The truth as British historian Timothy Garton Ash puts it is that:

“One might suggest that the best chances are to be found in semiauthoritarian states that depend to a significant degree, politically, economically and, so to speak, psychologically, on more democratic ones—and most especially when the foreign states with the most passive influence or active leverage on them are Western democracies”.

NATO states gave their best efforts to influence the elites of the Central and Eastern European states during the Cold War. Propaganda and subversion activities aside, even if very few of these intellectuals actually visited the West, Western books and culture were predominant in the world and therefore also to a degree, behind the Iron Curtain. It is no surprise that Western influence continued to be felt in spite of Soviet censure since that had always been the case prior to the Cold War.
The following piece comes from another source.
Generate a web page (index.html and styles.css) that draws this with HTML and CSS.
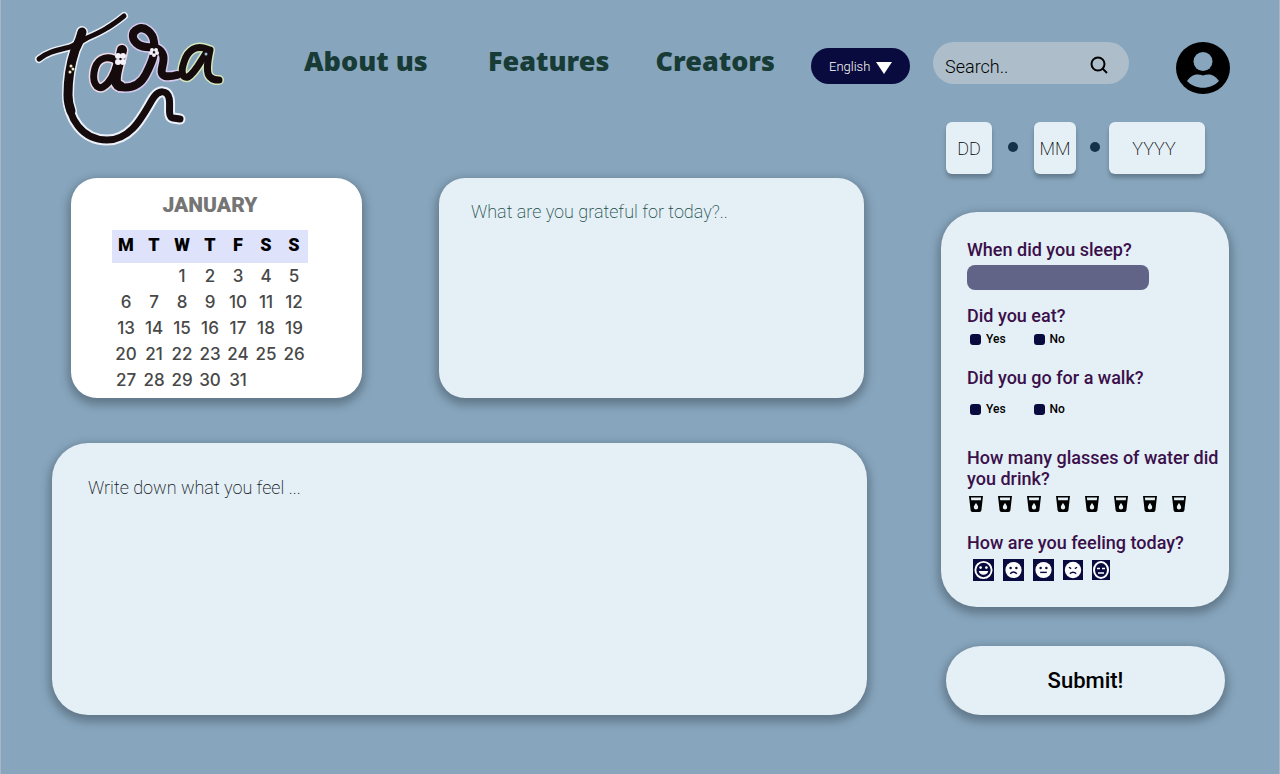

Russian, Polish or Serb elites had always drifted westwards in search of inspiration and that did not change with the old continent’s division in ideological blocs.

The same holds true for the colour revolutions in Russia’s “Near Abroad.”

What to make of the Arab Spring? Unfortunately the same. It is not just a matter of European neighbours being demographically bigger and economically stronger, it is also the fact that the international narrative is dominated by European encultured states and societies: Europeans have colonised most of the world and the cultural standard is today a socially liberal, free market economy oriented, democratically ruled nation state.

Phenomena such as brain drain and soft power only further emphasize this tendency. Where do the wealthiest and brightest Arabs study and obtain their entertainment if not in Europe and America? Sayyid Qutb sensed this very phenomenon and called it Jahiliyyah—referring to the prevalent “ignorance” prior to Islamic rule to categorise a contemporary corruption from within which hinders Islamic values.

What is important to understand is not that Western values are wrong but that they aren’t absolute. They may make sense to Westerners but not necessarily to other cultures and it is wrong to frame every political struggle as a conflict aiming at emulating the West. This has been done before by the Orientalists who analysed eastern cultures only by holding them to a Western standard.

The consequence of this narrative is a growing décalage between the perception of reality and reality itself. Al Jazeera is a perfect example of a corporate culture which is embedded with graduates of European and American universities and which covered the Arab Spring—and the terminology here is telling—as a struggle for democracy and liberalism, as if the values of the nonsecular protestors who prayed in Tahrir Square were reason for shame.

Russian aircraft carrier Kuznetsov was deployed to the Syrian port of Tartus during the Syrian Spring. According to Western pundits in order to dissuade any military intervention under the guise of R2P. Tartus and Latakia are the most Alawite districts in Syria.

The mishaps of this décalage are evident in all of these cycles of revolution with socially conservative and illiberal parties and politicians “surprisingly” emerging in Central and Eastern Europe and the Arab world. Who knew that the same people who toppled dictators were prejudiced against homosexuals and Jews? Antisemitism, euroscepticism, homophobia or misogeny are just some of the most depressing gifts that media such as Al Azhar magazine or the Polish Radio Maria, bring us from these revolutions.

The most direct effect is counterrevolution and reactionary movements which view Western intervention and influence as intrusion in domestic affairs and turn to Moscow or Beijing for investment, trade and strategic relations.

Liberal elites are frequently the vanguard of revolutions in the West’s periphery but the people these intellectuals claim to speak for and liberate don’t often identify themselves with their Washington Consensus agendas. The Arab revolts cannot be Twitter or Facebook revolutions when most Arabs don’t use the Internet, much less in English, and they should never have been portrayed as liberal democratic revolutions when those values are indigenous only to Europe and European colonised territories.